# William Fox-Pitt is too tall to ride!  I have evidence!



## cp1980 (9 September 2006)

*LOOK!* 







LOL!   
	
	
		
		
	


	













Take a look at the other photos I took today (I promise the rest have better focus!)

http://s28.photobucket.com/albums/c206/SportsSpotter/Burghley%202006/?action=view&amp;slideshow=true


----------



## Jiffy (9 September 2006)

Lol...

Great piccy!   
	
	
		
		
	


	





But perhaps he's just looking down to check that his flies haven't come undone!


----------



## christian (9 September 2006)

LOL!!!! Hes amazing i love him! I saw him gallop bast on Balincoola this morning and he took my breath away! 

Love the piks! il put mine up at some point
He's not too tall to ride a motorbike however....
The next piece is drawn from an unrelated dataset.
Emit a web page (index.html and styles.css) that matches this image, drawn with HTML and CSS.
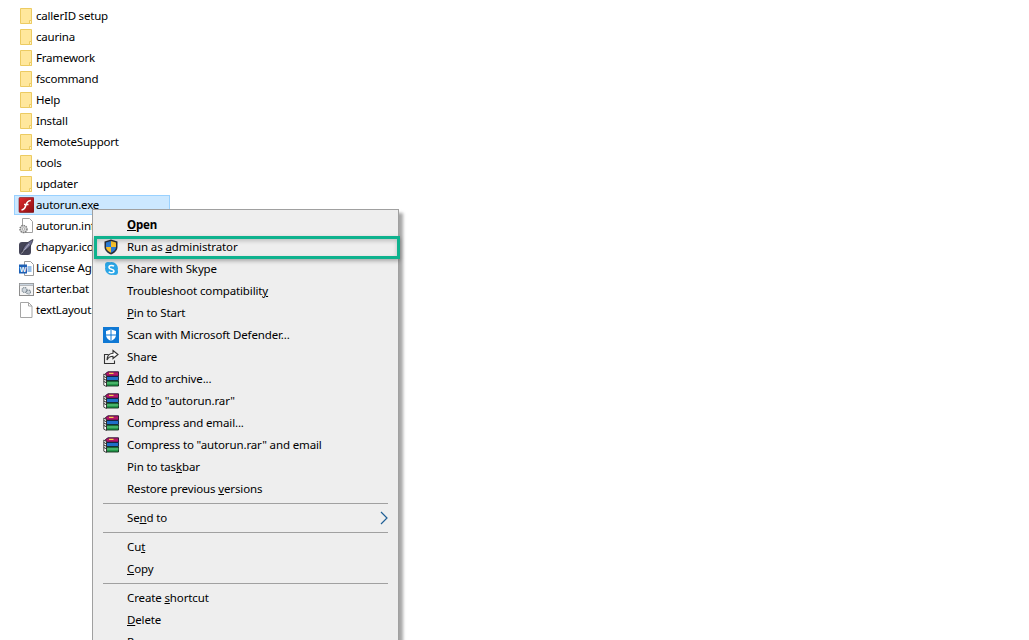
FILE: index.html
```html
<!DOCTYPE html>
<html lang="en">
<head>
<meta charset="utf-8">
<title>Explorer context menu</title>
<link rel="stylesheet" href="styles.css">
</head>
<body>
<svg class="defs" width="0" height="0" aria-hidden="true">
  <defs>
    <linearGradient id="flashbg" x1="0" y1="0" x2="1" y2="1"><stop offset="0" stop-color="#e02a2e"/><stop offset="1" stop-color="#8a0f14"/></linearGradient>
    <symbol id="folder" viewBox="0 0 16 18">
      <path d="M2.500 1.500h11v15h-11z" fill="#ffe79c" stroke="#eccb62"/>
      <path d="M11.500 16.500v-3h2v3z" fill="#fff3c4" stroke="#eccb62"/>
    </symbol>
    <symbol id="rar" viewBox="0 0 16 16">
      <path d="M2.500 2.500 5 .8h10.500v4.400H3.500z" fill="#b5166a" stroke="#26102c" stroke-width=".9"/>
      <path d="M6 1.800h4.500v1.200H6z" fill="#f0cf4e"/>
      <path d="M3.500 5.500h12v4h-12z" fill="#1f6fc9" stroke="#10203a" stroke-width=".9"/>
      <path d="M3.500 10h12v5h-12z" fill="#23994a" stroke="#10301c" stroke-width=".9"/>
      <path d="M3.500 12h12" stroke="#7fdc9a" stroke-width=".8"/>
      <path d="M.8 3v11.200l2.700 1.300V4.500z" fill="#fff" stroke="#1c1c1c" stroke-width=".8"/>
      <path d="M.8 5.500l2.700 1.300M.8 8l2.700 1.300M.8 10.500l2.700 1.300" stroke="#1c1c1c" stroke-width=".9" fill="none"/>
    </symbol>
  </defs>
</svg>

<ul class="files">
  <li class="file"><svg class="ficon"><use href="#folder"/></svg><span>callerID setup</span></li>
  <li class="file"><svg class="ficon"><use href="#folder"/></svg><span>caurina</span></li>
  <li class="file"><svg class="ficon"><use href="#folder"/></svg><span>Framework</span></li>
  <li class="file"><svg class="ficon"><use href="#folder"/></svg><span>fscommand</span></li>
  <li class="file"><svg class="ficon"><use href="#folder"/></svg><span>Help</span></li>
  <li class="file"><svg class="ficon"><use href="#folder"/></svg><span>Install</span></li>
  <li class="file"><svg class="ficon"><use href="#folder"/></svg><span>RemoteSupport</span></li>
  <li class="file"><svg class="ficon"><use href="#folder"/></svg><span>tools</span></li>
  <li class="file"><svg class="ficon"><use href="#folder"/></svg><span>updater</span></li>
  <li class="file selected">
    <svg class="ficon" viewBox="0 0 16 18"><rect x="1" y="1.500" width="15" height="15" rx="1" fill="url(#flashbg)" stroke="#7a1216" stroke-width=".6"/><path d="M3.500 14c3-.3 3.800-2.600 4.500-5 .7-2.500 1.600-4.100 4.800-4.400M6 8.500h4.500" fill="none" stroke="#fff" stroke-width="1.500"/></svg><span>autorun.exe</span>
  </li>
  <li class="file"><svg class="ficon" viewBox="0 0 16 18"><path d="M4.500 1.500h7l3 3v11h-10z" fill="#fff" stroke="#a0a0a0"/><circle cx="5.500" cy="12" r="3.500" fill="#d9d9d9" stroke="#7d7d7d" stroke-dasharray="1.500 .8" stroke-width="1.500"/><circle cx="5.500" cy="12" r="1.200" fill="#fff" stroke="#888" stroke-width=".6"/></svg><span>autorun.inf</span></li>
  <li class="file"><svg class="ficon" viewBox="0 0 16 18"><rect x="1" y="4" width="12" height="13" rx="3" fill="#454558"/><path d="M4 14C5 9 9 4 15 1.500c-1 5.500-5 10.500-9.500 11.500z" fill="#6d6d90" stroke="#25252f" stroke-width=".7"/><path d="M3.500 15.500 11 6" stroke="#ddd" stroke-width=".6"/></svg><span>chapyar.ico</span></li>
  <li class="file"><svg class="ficon" viewBox="0 0 16 18"><path d="M6.500 2.500h6l3 3v11h-9z" fill="#fff" stroke="#9a9a9a"/><path d="M9.500 8h4M9.500 10h4M9.500 12h4" stroke="#2b7cd3" stroke-width="1"/><rect x="1" y="5.500" width="8" height="9" fill="#1d5fb4"/><text class="wordmark" x="5" y="12.800" text-anchor="middle">W</text></svg><span>License Agreement.txt</span></li>
  <li class="file"><svg class="ficon" viewBox="0 0 16 18"><rect x="1.500" y="3.500" width="14" height="12" fill="#f4f4f4" stroke="#8d8d8d"/><rect x="1.500" y="3.500" width="14" height="2" fill="#c9d4df" stroke="#8d8d8d" stroke-width=".5"/><circle cx="6.500" cy="10" r="2.500" fill="#cfd6dc" stroke="#7b8791" stroke-width="1.100" stroke-dasharray="1.300 .7"/><circle cx="10.500" cy="12" r="2" fill="#cfd6dc" stroke="#7b8791" stroke-width="1.100" stroke-dasharray="1.200 .6"/></svg><span>starter.bat</span></li>
  <li class="file"><svg class="ficon" viewBox="0 0 16 18"><path d="M2.500 1.500h8l3.500 3.500v11.500H2.500z" fill="#fff" stroke="#a6a6a6"/><path d="M10.500 1.500V5H14" fill="none" stroke="#a6a6a6"/></svg><span>textLayout.swf</span></li>
</ul>

<div class="menu">
  <div class="highlight"></div>
  <div class="item strong"><u>O</u>pen</div>
  <div class="item"><svg class="micon" viewBox="0 0 16 16"><path d="M8 .5 14.500 2.500V8c0 3.500-3 6-6.500 7.500C4.500 14 1.500 11.500 1.500 8V2.500z" fill="#2a2f3a"/><path d="M8 2 13 3.500V8H8z" fill="#f6bf2b"/><path d="M8 2 3 3.500V8h5z" fill="#2a7bd6"/><path d="M3 8h5v5.800C5.500 12.600 3 10.800 3 8z" fill="#f6bf2b"/><path d="M8 8h5c0 2.800-2.500 4.600-5 5.800z" fill="#2a7bd6"/></svg>Run as <u>a</u>dministrator</div>
  <div class="item"><svg class="micon" viewBox="0 0 16 16"><circle cx="8.500" cy="7.500" r="6.500" fill="#2aa5e6"/><circle cx="5" cy="4" r="3" fill="#2aa5e6"/><circle cx="12" cy="11" r="3" fill="#2aa5e6"/><path d="M11 5.300C10 4.400 6 4 6 6.400c0 2.200 5 1.300 5 3.500 0 2.300-4.200 2-5.300.9" fill="none" stroke="#fff" stroke-width="1.500"/></svg>Share with Skype</div>
  <div class="item">Troubleshoot compatibilit<u>y</u></div>
  <div class="item"><u>P</u>in to Start</div>
  <div class="item"><svg class="micon" viewBox="0 0 16 16"><rect width="16" height="16" fill="#0f78d4"/><path d="M8 2.500 13 4v4c0 3-2.500 4.800-5 6-2.500-1.200-5-3-5-6V4z" fill="#fff"/><path d="M8 2.500v11.500M3 8h10" stroke="#0f78d4" stroke-width="1"/></svg>Scan with Microsoft Defender...</div>
  <div class="item"><svg class="micon" viewBox="0 0 16 16"><path d="M5.500 5.500H1.500v9h10v-3" fill="none" stroke="#333" stroke-width="1.100"/><path d="M10 1.500 15 5.500 10 9.500V7.300C7 7.300 5 8.800 4 11c0-4 2.500-6.500 6-6.800z" fill="#fff" stroke="#333" stroke-width="1.100"/></svg>Share</div>
  <div class="item"><svg class="micon"><use href="#rar"/></svg><u>A</u>dd to archive...</div>
  <div class="item"><svg class="micon"><use href="#rar"/></svg>Add <u>t</u>o "autorun.rar"</div>
  <div class="item"><svg class="micon"><use href="#rar"/></svg>Compress and email...</div>
  <div class="item"><svg class="micon"><use href="#rar"/></svg>Compress to "autorun.rar" and email</div>
  <div class="item">Pin to tas<u>k</u>bar</div>
  <div class="item">Restore previous <u>v</u>ersions</div>
  <div class="sep"></div>
  <div class="item has-sub">Se<u>n</u>d to<svg class="chevron" viewBox="0 0 8 14"><path d="M1 1l6 6-6 6" fill="none" stroke="#1f5f95" stroke-width="1.200"/></svg></div>
  <div class="sep"></div>
  <div class="item">Cu<u>t</u></div>
  <div class="item"><u>C</u>opy</div>
  <div class="sep"></div>
  <div class="item">Create <u>s</u>hortcut</div>
  <div class="item"><u>D</u>elete</div>
  <div class="item">Rena<u>m</u>e</div>
</div>
</body>
</html>
```
FILE: styles.css
```css
html, body {
  margin: 0;
  height: 640px;
  overflow: hidden;
  background: #fff;
  font-family: "Noto Sans", "Open Sans", sans-serif;
  font-size: 11.5px;
  letter-spacing: -0.2px;
  color: #000;
}
.defs { position: absolute; }
.files {
  list-style: none;
  margin: 0;
  padding: 6px 0 0 14px;
  width: 156px;
}
.file {
  box-sizing: border-box;
  height: 20px;
  margin-bottom: 1px;
  display: flex;
  align-items: center;
  white-space: nowrap;
  border: 1px solid transparent;
  padding-left: 3px;
}
.file span {
  position: relative;
  top: -1px;
}
.selected {
  background: #cce8ff;
  border-color: #99d1ff;
}
.ficon {
  width: 16px;
  height: 18px;
  margin-right: 2px;
  flex: none;
}
.wordmark {
  font-family: "Liberation Sans", sans-serif;
  font-size: 7px;
  font-weight: 700;
  fill: #fff;
}
.menu {
  position: absolute;
  left: 92px;
  top: 209px;
  width: 305px;
  height: 480px;
  padding-top: 4px;
  background: #eeeeee;
  border: 1px solid #a0a0a0;
  box-shadow: 4px 4px 3px rgba(0, 0, 0, 0.35);
  letter-spacing: -0.13px;
}
.item {
  position: relative;
  height: 22px;
  line-height: 21px;
  padding-left: 34px;
  white-space: nowrap;
}
.strong { font-weight: 700; }
.micon {
  position: absolute;
  left: 10px;
  top: 3px;
  width: 16px;
  height: 16px;
}
.chevron {
  position: absolute;
  right: 10px;
  top: 4px;
  width: 8px;
  height: 14px;
}
.sep {
  height: 1px;
  margin: 3px 10px;
  background: #a0a0a0;
}
.highlight {
  position: absolute;
  left: 1px;
  top: 26px;
  width: 300px;
  height: 17px;
  border: 3px solid #0fb28e;
  box-shadow: 0 2px 4px rgba(0, 0, 0, 0.3), inset 0 2px 4px rgba(0, 0, 0, 0.2);
  z-index: 1;
}
```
fits it better then his horses, dont you think??


----------



## christian (9 September 2006)

[ QUOTE ]

But perhaps he's just looking down to check that his flies haven't come undone! 

[/ QUOTE ] 

LOL!!!!!! thats a very good point actually!!


----------



## Jiffy (9 September 2006)

lol That's a cracking piccy too!   
	
	
		
		
	


	





I love his crash helmet!


----------



## CastleMouse (9 September 2006)

He he!


----------



## christian (9 September 2006)

[ QUOTE ]
 I love his crash helmet! 

[/ QUOTE ] 

lol you are hilarious!


----------



## christian (9 September 2006)

how tall actually is he?is it 6ft 5 or something ridiculous like that??


----------



## KatB (9 September 2006)

He's about 6'4 ish, looks even taller cos he's soooo skinny!!


----------



## spooks (9 September 2006)

great piccy, i got one of his arse as he flew past lol


----------



## tw1nn1ejo (9 September 2006)

lmao at the one of him on the motor bike!


----------



## Maesfen (9 September 2006)

They're all great pic's, you must have a great camera!


----------



## Weezy (10 September 2006)

That is a wicked pic!!!!

Umm him on his mini bike - I nearly made him fall off it at Badders last year (BBs will testify) and since then everytime he sees me (has been often) he calls me trouble 
	
	
		
		
	


	




  Last year at Blenheim I was sitting on my trailer ramp when he rode past on his way to the dressage - as it was the Euros I said rather loudly - "Come on William, do it for Great Britain" - he turned and looked and said "OMG its you, if I fall off I am blaming you you are trouble" with a big smile - t'was hilarious!


----------



## Puppy (10 September 2006)

PMSL!! Good job he ducked, else that could have been a lot less of a comedy shot!


----------



## monica123 (10 September 2006)

hehe!!! i think you may be right!!! they are great pics!!!


----------



## calon (10 September 2006)

well done great pics


----------



## Tinkerbee (10 September 2006)

i was at a 3 day (cant remember what one!!) and one of the warm up arenas near the lorry park had a massive stone wall enclosing part of it. all other horses you could just hera going round, if you were outtside the wall but then you see williams head going past. it was very funny!


----------



## ruscara (10 September 2006)

Wow, they are superb photos.  I enjoyed seeing them, thank you!


----------



## Lobelia_Overhill (10 September 2006)

Oi, one of my 'nightmares' about riding - pranging your head on a low overhang or branch (which I have done and it *bleeping* hurts!)



I'm 6'2"


----------



## Clodagh (10 September 2006)

Great photo! Love it.


----------